Spitsbergen, the region particularly in focus, is halfway between the
North
Pole and the North Cape, and some 2,000 km north of Scotland. North of
Spitsbergen
the North Atlantic ends.
WWI had hardly
ended in November 1918 when
high in the northern hemisphere a change of great significance
occurred. An
accelerated warming of air temperatures occurred high up in the
northern North
Atlantic. In the 1930s a number of scientists mentioned this fact in
more or
less general terms. They will be mentioned first. In subsequent
sections a
brief presentation of the general temperature developments during the
pre-WWI
decade and in a further section a detailed description of the data
records at
Spitsbergen and the wider region from about 1914-1922 are given.
Focus on
Spitsbergen
One of the first
to point to the
extraordinary temperature developments at the ‘Green
Harbour’ Spitsbergen
station was the Norwegian scientist B.J.Birkeland ( Lit.)[1]

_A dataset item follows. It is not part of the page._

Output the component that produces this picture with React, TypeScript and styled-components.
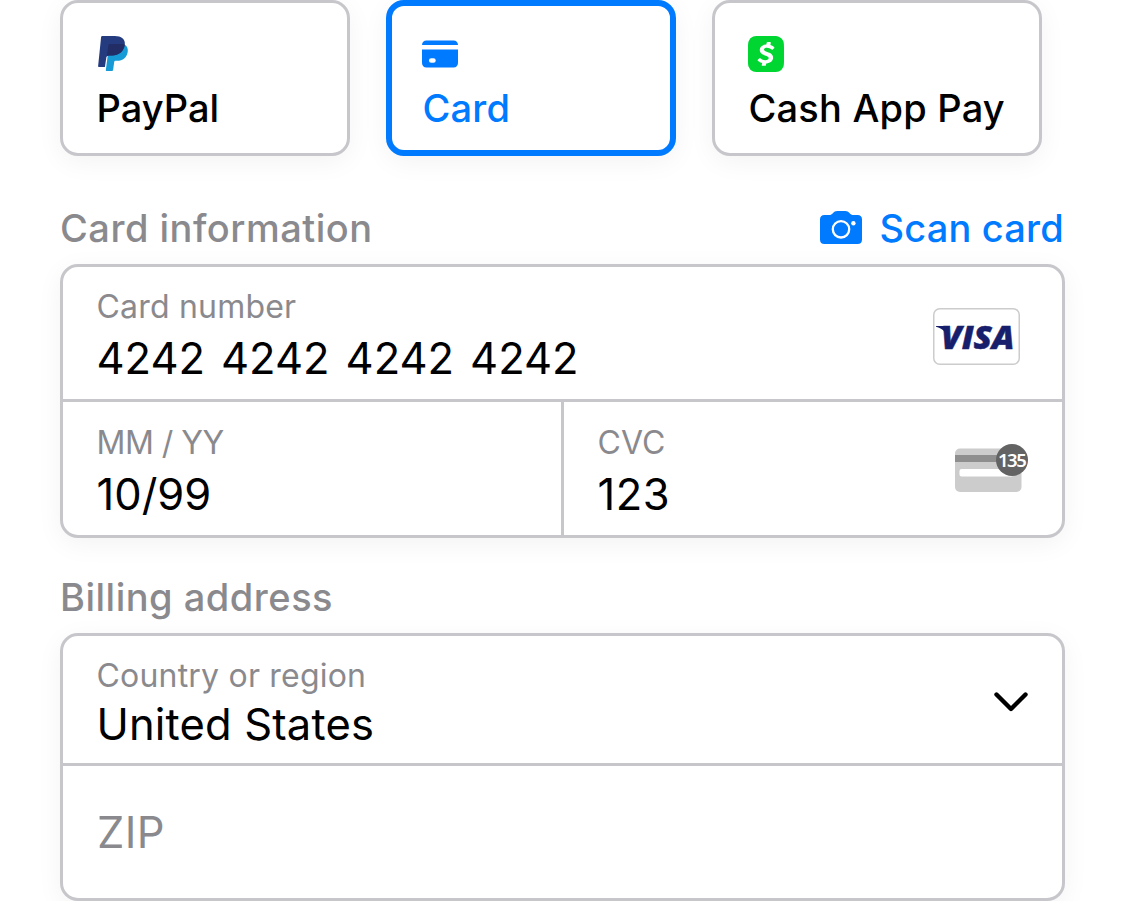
import React from "react";
import styled, { createGlobalStyle } from "styled-components";
import { SiCashapp } from "react-icons/si";

const GlobalStyle = createGlobalStyle`
  *, *::before, *::after { box-sizing: border-box; }
  body { margin: 0; background: #fff; overflow: hidden; font-family: Inter, sans-serif; color: #000; }
  svg { display: block; flex: none; }
`;

const Page = styled.main`
  display: flex;
  flex-direction: column;
  width: 1125px;
  height: 901px;
  padding: 0 60px;
`;

const Methods = styled.div`
  display: flex;
  gap: 36px;
`;

const Method = styled.button<{ $active?: boolean; $width?: number }>`
  display: flex;
  flex-direction: column;
  align-items: flex-start;
  width: ${(p) => p.$width ?? 290}px;
  height: 156px;
  padding: ${(p) => (p.$active ? "30px" : "33px")};
  border: ${(p) => (p.$active ? "6px solid #007aff" : "3px solid #c7c6cb")};
  border-radius: 18px;
  background: #fff;
  color: ${(p) => (p.$active ? "#007aff" : "#000")};
  font-family: inherit;
  box-shadow: 0 6px 27px rgba(0, 0, 0, 0.05);
`;

const MethodName = styled.span<{ $spacing?: number }>`
  margin-top: 12px;
  padding-left: 0.5px;
  font-size: 38px;
  font-weight: 480;
  line-height: 48px;
  letter-spacing: ${(p) => p.$spacing ?? 0.2}px;
  white-space: nowrap;
`;

const SectionHeader = styled.header<{ $top: number }>`
  display: flex;
  justify-content: space-between;
  align-items: center;
  height: 48px;
  margin: ${(p) => p.$top}px 0 12px;
`;

const SectionTitle = styled.h2`
  margin: 0;
  color: #8a8a8e;
  font-size: 38px;
  font-weight: 480;
  line-height: 48px;
  letter-spacing: 0.5px;
`;

const ScanButton = styled.button`
  display: flex;
  align-items: center;
  gap: 17px;
  padding: 0 1px 0 0;
  border: 0;
  background: none;
  color: #007aff;
  font: 480 38px/48px Inter, sans-serif;
  letter-spacing: 0.2px;
  white-space: nowrap;

  svg { margin-bottom: 1px; }
`;

const Panel = styled.section`
  display: flex;
  flex-direction: column;
  width: 1005px;
  border: 3px solid #c7c6cb;
  border-radius: 18px;
  background: #fff;
  box-shadow: 0 6px 27px rgba(0, 0, 0, 0.05);
`;

const Row = styled.div<{ $height: number }>`
  display: flex;
  height: ${(p) => p.$height}px;
  & + & { border-top: 3px solid #c7c6cb; }
`;

const Field = styled.div<{ $end?: number }>`
  display: flex;
  flex: 1;
  align-items: center;
  justify-content: space-between;
  padding: 0 ${(p) => p.$end ?? 34}px 0 34px;
  & + & { border-left: 3px solid #c7c6cb; }
`;

const FieldText = styled.div<{ $top?: number }>`
  display: flex;
  flex-direction: column;
  margin-left: -0.5px;
  padding-top: ${(p) => p.$top ?? 6}px;
`;

const Label = styled.span<{ $spacing?: number }>`
  color: #8a8a8e;
  font-size: 32px;
  line-height: 40px;
  letter-spacing: ${(p) => p.$spacing ?? 0.2}px;
`;

const Value = styled.span<{ $spacing?: number; $gap?: number }>`
  margin-top: ${(p) => p.$gap ?? 5}px;
  font-size: 43.5px;
  line-height: 52px;
  letter-spacing: ${(p) => p.$spacing ?? 0}px;
`;

const CardNumber = styled(Value)`
  word-spacing: 3.7px;
`;

const Placeholder = styled(Value)`
  margin-top: 0;
  color: #8a8a8e;
`;

const Adornment = styled.span<{ $top?: number; $bottom?: number }>`
  padding: ${(p) => p.$top ?? 0}px 0 ${(p) => p.$bottom ?? 0}px;
`;

const PayPalIcon = () => (
  <svg width="36" height="36" viewBox="0 0 36 36">
    <path fill="#179bd7" d="M28.800 8.800C31.200 10.300 32.300 13 31.700 16c-1 5.800-4.700 8.800-10.700 8.800h-1.600q-1 0-1.200 1.100L17.100 34q-.2 1-1.200 1h-5.400q-.8 0-.7-.8L11.800 19l8.400-3z" />
    <path fill="#253b80" d="M5.100.9Q5.300 0 6.200 0h12.600C25.200 0 29.600 3 28.800 8.800 27.500 15.800 22.500 19.400 16 19.400h-3.200q-2 0-2.400 1.700L8.900 31H2.800q-.8 0-.7-.7z" />
    <path fill="#222d65" d="M12.500 8.500q.2-.5.8-.5h13.100q1.400.2 2.400.8c-1 7-6 10.600-12.500 10.600h-3.700q-1.200 0-1.800.8z" />
  </svg>
);

const CardIcon = () => (
  <svg width="36" height="36" viewBox="0 0 36 36" fill="#007aff">
    <path d="M0 9c0-2.700 1.800-4.500 4.500-4.500h27C34.200 4.500 36 6.300 36 9z" />
    <path fillRule="evenodd" d="M0 13.500h36v13.500c0 2.700-1.800 4.500-4.500 4.500h-27C1.800 31.500 0 29.700 0 27zM9.200 22.200a2.250 2.250 0 0 0 0 4.500h2.300a2.250 2.250 0 0 0 0-4.500z" />
  </svg>
);

const CameraIcon = () => (
  <svg width="42" height="33" viewBox="0 1 42 33" preserveAspectRatio="none">
    <path fill="#007aff" d="M4.500 5H9c2 0 2.700-.6 3.800-1.800C14.200 1.700 15.300 1 17.300 1h7.900c2 0 3.100.7 4.500 2.200C30.800 4.400 31.500 5 33.500 5h4C40.500 5 42 6.500 42 9.500v20c0 3-1.500 4.500-4.500 4.500h-33C1.500 34 0 32.500 0 29.500v-20C0 6.500 1.500 5 4.500 5z" />
    <circle cx="21" cy="19.300" r="8.200" fill="none" stroke="#fff" strokeWidth="2.300" />
    <circle cx="33.400" cy="13.200" r="2.200" fill="#fff" />
  </svg>
);

const VisaIcon = () => (
  <svg width="87" height="57" viewBox="0 0 87 57">
    <rect x=".75" y=".75" width="85.500" height="55.500" rx="6" fill="#fff" stroke="#ccc" strokeWidth="1.500" />
    <path fill="#171e6c" d="M3 18h8c2 0 3 .8 3.400 2.500L16.500 32C14 24.500 9.500 20.500 3 18.700z" />
    <text x="8" y="40.800" textLength="73.500" lengthAdjust="spacingAndGlyphs" fill="#171e6c" stroke="#171e6c" strokeWidth=".5" fontFamily="Open Sans" fontStyle="italic" fontWeight="800" fontSize="31.500">VISA</text>
  </svg>
);

const CvcIcon = () => (
  <svg width="73" height="48" viewBox="0 0 73 48">
    <rect x="0" y="4.500" width="66.500" height="43.500" rx="5" fill="#ccc" />
    <rect x="0" y="11" width="66.500" height="7" fill="#8e8e8e" />
    <rect x="4.500" y="25" width="54" height="7.500" rx="2" fill="#fff" />
    <circle cx="57" cy="16" r="16" fill="#636363" />
    <text x="43" y="22.800" fill="#fff" fontFamily="Noto Sans" fontWeight="600" fontSize="18.500" letterSpacing="-1.500">135</text>
  </svg>
);

const ChevronIcon = () => (
  <svg width="34" height="20" viewBox="0 0 34 20">
    <path d="M2.500 2.500 17 17 31.500 2.500" fill="none" stroke="#000" strokeWidth="4.400" strokeLinecap="round" strokeLinejoin="round" />
  </svg>
);

export default function App() {
  return (
    <>
      <GlobalStyle />
      <Page>
        <Methods>
          <Method>
            <PayPalIcon />
            <MethodName $spacing={0}>PayPal</MethodName>
          </Method>
          <Method $active>
            <CardIcon />
            <MethodName>Card</MethodName>
          </Method>
          <Method $width={330}>
            <SiCashapp size={36} color="#00d632" />
            <MethodName>Cash App Pay</MethodName>
          </Method>
        </Methods>

        <SectionHeader $top={48}>
          <SectionTitle>Card information</SectionTitle>
          <ScanButton>
            <CameraIcon />
            Scan card
          </ScanButton>
        </SectionHeader>
        <Panel>
          <Row $height={132}>
            <Field $end={42}>
              <FieldText $top={4}>
                <Label>Card number</Label>
                <CardNumber>4242 4242 4242 4242</CardNumber>
              </FieldText>
              <Adornment $top={6}>
                <VisaIcon />
              </Adornment>
            </Field>
          </Row>
          <Row $height={136}>
            <Field>
              <FieldText>
                <Label $spacing={-0.5}>MM / YY</Label>
                <Value>10/99</Value>
              </FieldText>
            </Field>
            <Field>
              <FieldText>
                <Label $spacing={0}>CVC</Label>
                <Value $spacing={0.5}>123</Value>
              </FieldText>
              <Adornment $bottom={2}>
                <CvcIcon />
              </Adornment>
            </Field>
          </Row>
        </Panel>

        <SectionHeader $top={35}>
          <SectionTitle>Billing address</SectionTitle>
        </SectionHeader>
        <Panel>
          <Row $height={127}>
            <Field>
              <FieldText>
                <Label>Country or region</Label>
                <Value $gap={2} $spacing={0.15}>United States</Value>
              </FieldText>
              <Adornment $top={4}>
                <ChevronIcon />
              </Adornment>
            </Field>
          </Row>
          <Row $height={135}>
            <Field>
              <Placeholder $spacing={0.3}>ZIP</Placeholder>
            </Field>
          </Row>
        </Panel>
      </Page>
    </>
  );
}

in 1930. He was very surprised at what he discovered. He finishes his
brief
essay: “In conclusion I would like to stress that the mean
deviation results in
very high figures, probably the greatest yet known on
earth”. A couple of years later, in 1936,
Johannsson
(Helsingfors) and Scherhag (Hamburg) put Birkeland’s findings
into a wider
context.
Johannsson (Lit) [2],
considered the recent temperature conditions at Spitsbergen with
reference to
Birkeland’s research from 1930. Although Johannsson focuses
his investigation
on the relevance of sun-spots, some general findings are nevertheless
interesting, for example:
- In 1919 the
statistical means crosses zero-value; or in other words, all previous
years are colder, all later years are warmer (p. 86);
- The climate
had become more maritime (p. 86);
- Between 1917
and 1928, the increase during the summer season is +0.9°C per
10 years, and in winter +8.3°C, in February +11.0°C
(p.87).
- There was a
colder period from 1912 to 1917 (p. 90), which, had this not occurred,
would have resulted in a 1.1°C increase at the Green Harbour
Station (p.91).
- As is known,
the winters in Europe over recent decades (after 1880, even more since
1900) have become milder, the climate more maritime, the annual
temperature means higher (p.91).
- t seems that
the changes are coming from the North, but this is not necessarily
confirmed by temperature observations at some stations (e.g. Stockholm,
Edinburgh), showing a warming from 1876-1920, but not later (p.91).
- Temperatures
in North Norway show no change between 1891-1905, but a +0.4°C
change between 1921-30 (in Svalbard, 2.5°C), indicating that
the increase in N-Norway is only delayed, and presumably also in
Svalbard. (p. 91f).
Johannsson’s
main conclusion is that the
increased air circulation (15 % higher) between 1896 and 1915 had
gradually
changed current and ice conditions, thereby altering the borders
between the
Arctic gulf current climate and the true Arctic climate further north.
Scherhag (Lit.,
Nordeuropa)[3]
discussed in his paper of 1936 the extraordinary increase in winter
temperatures in Greenland, concluding that this was caused by
considerable
retreat of the ice border and the prominent increase of the atmospheric
circulation (Lit.:Scherhag, Nordeuropa)[4].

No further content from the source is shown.